Releiam os princípios da transparência e boa-fé.

Inciso V: é direito básico do consumidor...

V - a modificação das cláusulas contratuais que estabeleçam prestações desproporcionais / ou sua revisão em razão de fatos supervenientes que as tornem excessivamente onerosas;

Vamos separar em partes, exatamente onde há uma /barra/ na transcrição acima. Quando nós advogados vamos pedir a modificação de um contrato? Digamos que alguém compre um carro, e as prestações estipuladas são completamente fora da realidade. Estão estabelecidos juros de 50% ao mês. Não é possível. Temos um contrato que estabelece cláusulas desproporcionais e desarrazoadas. O que o advogado pede? A modificação da cláusula que já está inserta no contrato. Há uma cláusula absolutamente abusiva, que estabelece juros de 50% ao mês? Isso é desarrazoado. É a modificação de uma cláusula contratual.

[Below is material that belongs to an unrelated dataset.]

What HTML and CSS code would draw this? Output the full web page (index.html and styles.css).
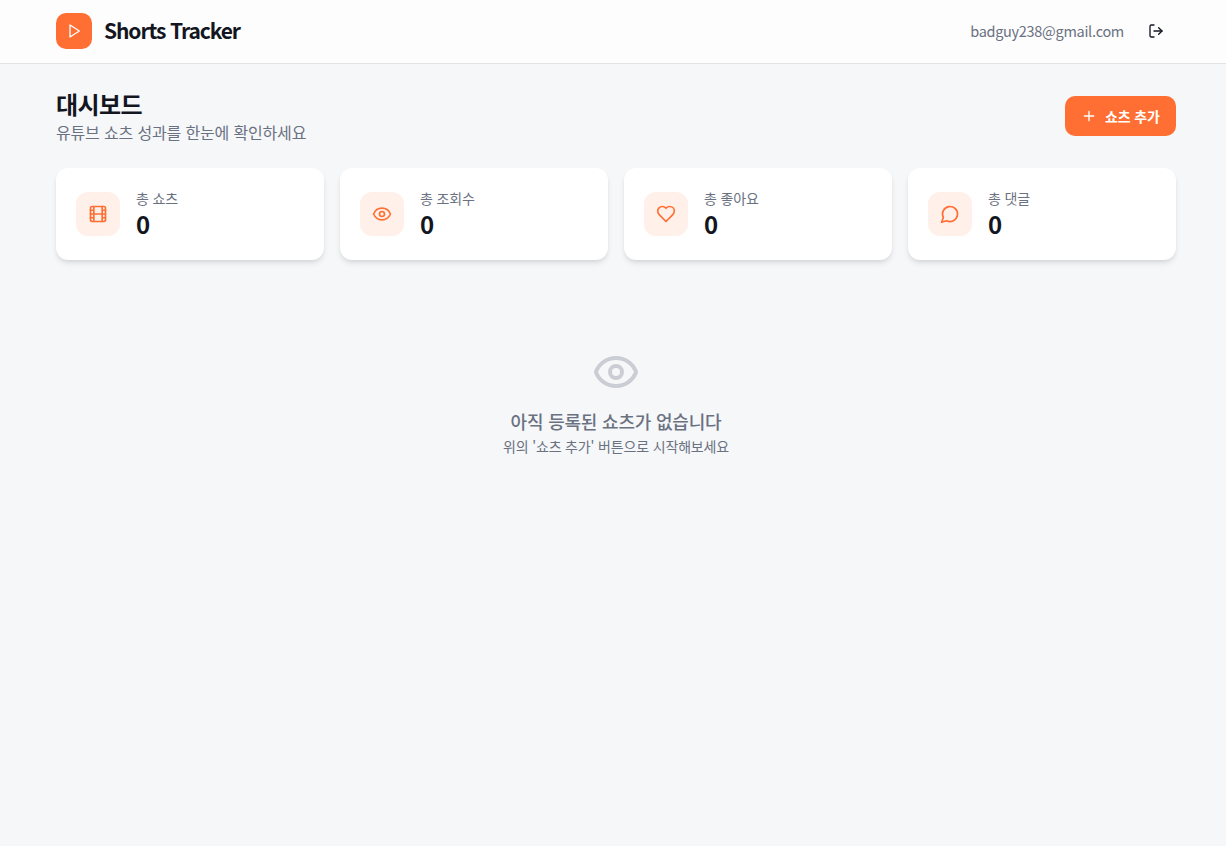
FILE: index.html
```html
<!DOCTYPE html>
<html lang="ko">
<head>
    <meta charset="UTF-8">
    <meta name="viewport" content="width=device-width, initial-scale=1.0">
    <title>Shorts Tracker</title>
    <link rel="stylesheet" href="styles.css">
</head>
<body>
    <header class="header">
        <div class="brand">
            <div class="logo">
                <svg class="icon" width="16" height="16" viewBox="0 0 24 24"><path d="M6 3l14 9-14 9z"/></svg>
            </div>
            <h1>Shorts Tracker</h1>
        </div>
        <div class="user">
            <span class="email">badguy238@gmail.com</span>
            <button class="logout" type="button" aria-label="로그아웃">
                <svg class="icon" width="16" height="16" viewBox="0 0 24 24"><path d="M9 21H5a2 2 0 0 1-2-2V5a2 2 0 0 1 2-2h4"/><path d="M16 17l5-5-5-5"/><path d="M21 12H9"/></svg>
            </button>
        </div>
    </header>

    <main>
        <div class="page-head">
            <div>
                <h2>대시보드</h2>
                <p class="subtitle">유튜브 쇼츠 성과를 한눈에 확인하세요</p>
            </div>
            <button class="add-button" type="button">
                <svg class="icon" width="16" height="16" viewBox="0 0 24 24"><path d="M5 12h14M12 5v14"/></svg>
                쇼츠 추가
            </button>
        </div>

        <section class="stats">
            <div class="card">
                <div class="card-icon">
                    <svg class="icon" width="20" height="20" viewBox="0 0 24 24"><rect x="3" y="3" width="18" height="18" rx="2"/><path d="M7 3v18M3 7.5h4M3 12h18M3 16.5h4M17 3v18M17 7.5h4M17 16.5h4"/></svg>
                </div>
                <div>
                    <p class="label">총 쇼츠</p>
                    <p class="value">0</p>
                </div>
            </div>
            <div class="card">
                <div class="card-icon">
                    <svg class="icon" width="20" height="20" viewBox="0 0 24 24"><path d="M2.062 12.348a1 1 0 0 1 0-.696 10.75 10.75 0 0 1 19.876 0 1 1 0 0 1 0 .696 10.75 10.75 0 0 1-19.876 0"/><circle cx="12" cy="12" r="3"/></svg>
                </div>
                <div>
                    <p class="label">총 조회수</p>
                    <p class="value">0</p>
                </div>
            </div>
            <div class="card">
                <div class="card-icon">
                    <svg class="icon" width="20" height="20" viewBox="0 0 24 24"><path d="M19 14c1.49-1.46 3-3.21 3-5.5A5.5 5.5 0 0 0 16.5 3c-1.76 0-3 .5-4.5 2-1.5-1.5-2.74-2-4.5-2A5.5 5.5 0 0 0 2 8.5c0 2.3 1.5 4.05 3 5.5l7 7Z"/></svg>
                </div>
                <div>
                    <p class="label">총 좋아요</p>
                    <p class="value">0</p>
                </div>
            </div>
            <div class="card">
                <div class="card-icon">
                    <svg class="icon" width="20" height="20" viewBox="0 0 24 24"><path d="M7.9 20A9 9 0 1 0 4 16.1L2 22Z"/></svg>
                </div>
                <div>
                    <p class="label">총 댓글</p>
                    <p class="value">0</p>
                </div>
            </div>
        </section>

        <section class="empty">
            <svg class="icon" width="48" height="48" viewBox="0 0 24 24"><path d="M2.062 12.348a1 1 0 0 1 0-.696 10.75 10.75 0 0 1 19.876 0 1 1 0 0 1 0 .696 10.75 10.75 0 0 1-19.876 0"/><circle cx="12" cy="12" r="3"/></svg>
            <p class="empty-title">아직 등록된 쇼츠가 없습니다</p>
            <p class="empty-text">위의 '쇼츠 추가' 버튼으로 시작해보세요</p>
        </section>
    </main>
</body>
</html>
```
FILE: styles.css
```css
* {
    margin: 0;
    padding: 0;
    box-sizing: border-box;
}

body {
    font-family: "Noto Sans CJK KR", sans-serif;
    background-color: #f6f7f9;
    color: #13161f;
    min-height: 100vh;
}

button {
    border: none;
    font-family: inherit;
    cursor: pointer;
}

.icon {
    display: block;
    flex-shrink: 0;
    fill: none;
    stroke: currentColor;
    stroke-width: 2;
    stroke-linecap: round;
    stroke-linejoin: round;
}

/* Header */
.header {
    display: flex;
    align-items: center;
    justify-content: space-between;
    height: 64px;
    padding: 0 50px 1px 56px;
    background-color: #fdfdfd;
    border-bottom: 1px solid #e2e3e6;
}

.brand {
    display: flex;
    align-items: center;
    gap: 12px;
}

.logo {
    display: flex;
    align-items: center;
    justify-content: center;
    width: 36px;
    height: 36px;
    border-radius: 10px;
    background-color: #ff6f33;
    color: #fff;
}

h1 {
    font-size: 21px;
    line-height: 28px;
    padding-bottom: 2px;
    font-weight: 700;
    letter-spacing: -1.1px;
}

.user {
    display: flex;
    align-items: center;
    gap: 12px;
}

.email {
    font-size: 14.5px;
    line-height: 20px;
    letter-spacing: -0.3px;
    color: #6a7181;
}

.logout {
    display: flex;
    align-items: center;
    justify-content: center;
    width: 40px;
    height: 40px;
    background: none;
    color: #13161f;
}

/* Dashboard */
main {
    padding: 24px 50px 24px 56px;
}

.page-head {
    display: flex;
    align-items: center;
    justify-content: space-between;
    height: 56px;
    margin-bottom: 24px;
}

h2 {
    font-size: 24px;
    line-height: 32px;
    font-weight: 700;
    letter-spacing: -0.6px;
}

.subtitle {
    font-size: 16px;
    line-height: 24px;
    letter-spacing: -0.16px;
    color: #6a7181;
}

.add-button {
    display: flex;
    align-items: center;
    gap: 8px;
    width: 111px;
    height: 40px;
    padding: 0 16px;
    border-radius: 10px;
    background-color: #ff6f33;
    color: #fff;
    font-size: 14px;
    font-weight: 700;
    letter-spacing: -0.15px;
}

.stats {
    display: grid;
    grid-template-columns: repeat(4, 1fr);
    gap: 16px;
}

.card {
    display: flex;
    align-items: center;
    gap: 16px;
    height: 92px;
    padding: 0 20px;
    border-radius: 12px;
    background-color: #fff;
    box-shadow: 0 4px 6px -1px rgba(0, 0, 0, 0.1), 0 2px 4px -2px rgba(0, 0, 0, 0.1);
}

.card-icon {
    display: flex;
    align-items: center;
    justify-content: center;
    width: 44px;
    height: 44px;
    border-radius: 12px;
    background-color: #fff0ea;
    color: #ff6f33;
}

.label {
    font-size: 14px;
    line-height: 20px;
    letter-spacing: -0.15px;
    color: #6a7181;
}

.value {
    font-size: 24px;
    line-height: 32px;
    font-weight: 700;
}

/* Empty state */
.empty {
    display: flex;
    flex-direction: column;
    align-items: center;
    padding-top: 88px;
    color: #6a7181;
}

.empty .icon {
    margin-bottom: 12px;
    color: #cbcdd4;
}

.empty-title {
    font-size: 18px;
    line-height: 26px;
    margin-bottom: 2px;
    font-weight: 500;
    letter-spacing: -0.2px;
}

.empty-text {
    font-size: 14px;
    line-height: 20px;
    letter-spacing: -0.16px;
}
```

E quando pedimos a revisão? Quando for abusiva a cláusula? Quando temos a prestação desproporcional de um carro, temos uma cláusula abusiva? Não. A cláusula abusiva enseja modificação ou anulação. Entretanto, quando um contrato de compra de veículo estiver em ordem, usando o dólar como indexador, e rapidamente a razão real-dólar desce para 1/3, aplicaríamos a teoria da imprevisão, se estivéssemos tratando de uma relação civil, com presunção de igualdade entre as partes. Mas a teoria da imprevisão não é exigida no Código de Defesa do Consumidor. A revisão ou modificação das cláusulas pode ser feita muito mais facilmente.

Vamos ver com mais detalhes em aulas posteriores o que exatamente é anulação, revisão, modificação de cláusulas contratuais.

Observação: quer advogar para empresas? Leia o livro do Humberto Theodoro Júnior. O doutrinador afirma que o Código de Defesa do Consumidor é subserviente ao Código Civil, e defende que o pacta sunt servanda se aplica ao Código de Defesa do Consumidor sim.